The Garda Chief Superintendent for Carlow/Kilkenny has said he is hugely concerned over the current problem of illegal drug use and selling here.
Dominic Hayes was speaking at a meeting of Kilkenny’s Joint Policing Committee (JPC) where the issue of drugs took centre stage. While gardaí have been successful in reducing certain categories of crime, including theft and burglaries, Chief Supt Hayes said that in terms of both drugs for personal use, and for sale and supply, the figures are the highest ever, with the exception of 2016 — a year when major covert and overt garda operations involving the drug trade took place.
The garda chief also said the values being detected are the highest ever, and it was one area he had huge concern about.
“Particularly, use of cocaine has risen dramatically, and that would concern me hugely,” he said.
The JPC meeting was attended by local TDs John McGuinness and Bobby Aylward, who spoke of their concerns over the proliferation of illegal substances.
Deputy John McGuinness said there was a very serious drug problem in certain estates in Kilkenny. He said some of the houses involved are known to gardaí and the council, but the problem persists. The TD asked if the council had taken any action as a result of the anti-social behaviour arising from drugs, which he said were being openly sold on the street in certain estates.
Fellow Fianna Fail TD Bobby Aylward said that a lot of other crime, including burglaries, were as a result of people trying to feed a drug habit. He said it wasn’t just in the city, but in every town and village in Ireland, including South Kilkenny. He asked the chief superintendent if he felt he had enough manpower and money to tackle the drugs issue.

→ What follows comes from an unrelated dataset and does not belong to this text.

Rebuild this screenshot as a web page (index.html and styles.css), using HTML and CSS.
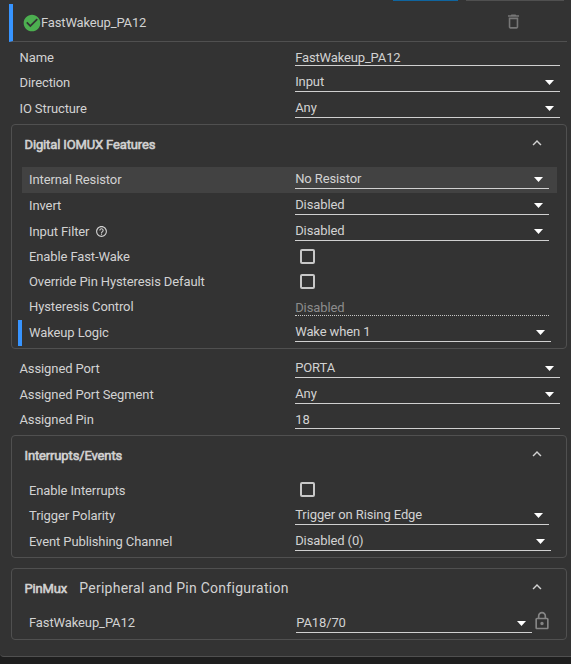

Chief Supt Hayes said that drugs was something the gardaí constantly targeted, both overtly and covertly, and there had recently been a number of sizeable seizures. The divisional unit has one sergeant and four gardaí, and they receive assistance from other units where necessary.
“It’s not enough - I could easily double it but I don’t have the resources,” he said.

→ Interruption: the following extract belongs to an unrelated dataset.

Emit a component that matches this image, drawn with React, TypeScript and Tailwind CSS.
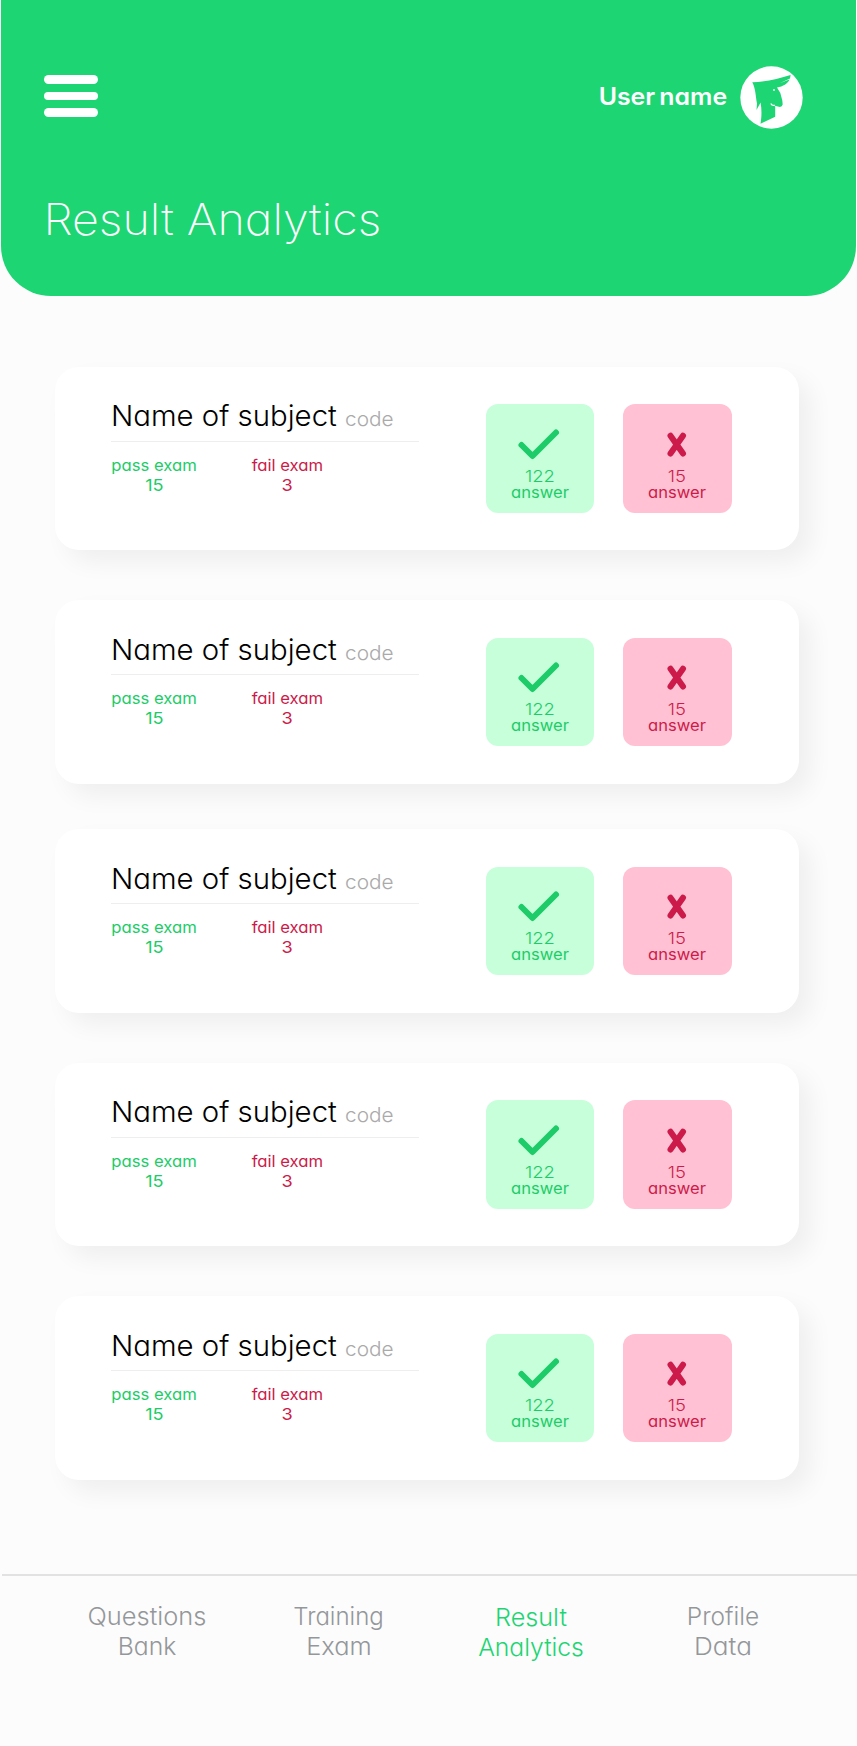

The gardaí also have access to regional and national resources, but the workload is ever increasing.
“Unfortunately, when we take out a dealer, another takes their place,” said Chief Supt Hayes.
On behalf of Kilkenny County Council, director of services Tim Butler said that the housing section had two tenant liaison officers who get involved at an early stage to try to make sure problems don’t escalate. For more serious issues, he said, the council looks for exclusion or eviction orders.
“It is very difficult to get this without a conviction in place,” he said.
“We recognise there are issues but our tenant liaison officers are working hard and are working with the gardaí.”
However, Deputy John McGuinness said more needed to be done.
“The tenant liaison officers - in my experience, it’s not working,” he said.
“The same issues are reported in relation to anti-social behaviour, sale of drugs, use of drugs, and it is still continuing. We have to protect residents, particularly the elderly. I have raised it a number of times and it has not been solved.
“Residents are afraid. There is significant use of drugs and intimidation going on, and there has to be zero tolerance in relation to all of this.”
Cllr Andrew McGuinness said he was aware of a number of local authority houses in the city where there were regular anti-social behaviour issues, and neighbours had made complaints but were afraid to put their names to them. He said the tenant liaison officers could only do so much.
Cllr McGuinness asked if the JPC could work on establishing a protocol for residents who wished to make complaints but who wished to protect their identities.
Mr Butler said the council worked closely with the gardaí and the tenant liaison officers are in contact with them all the time.
“It is very difficult to get an exclusion order or eviction unless there is a conviction,” he said.
Chief executive Colette Byrne said the protocol could be referred to the Housing SPC.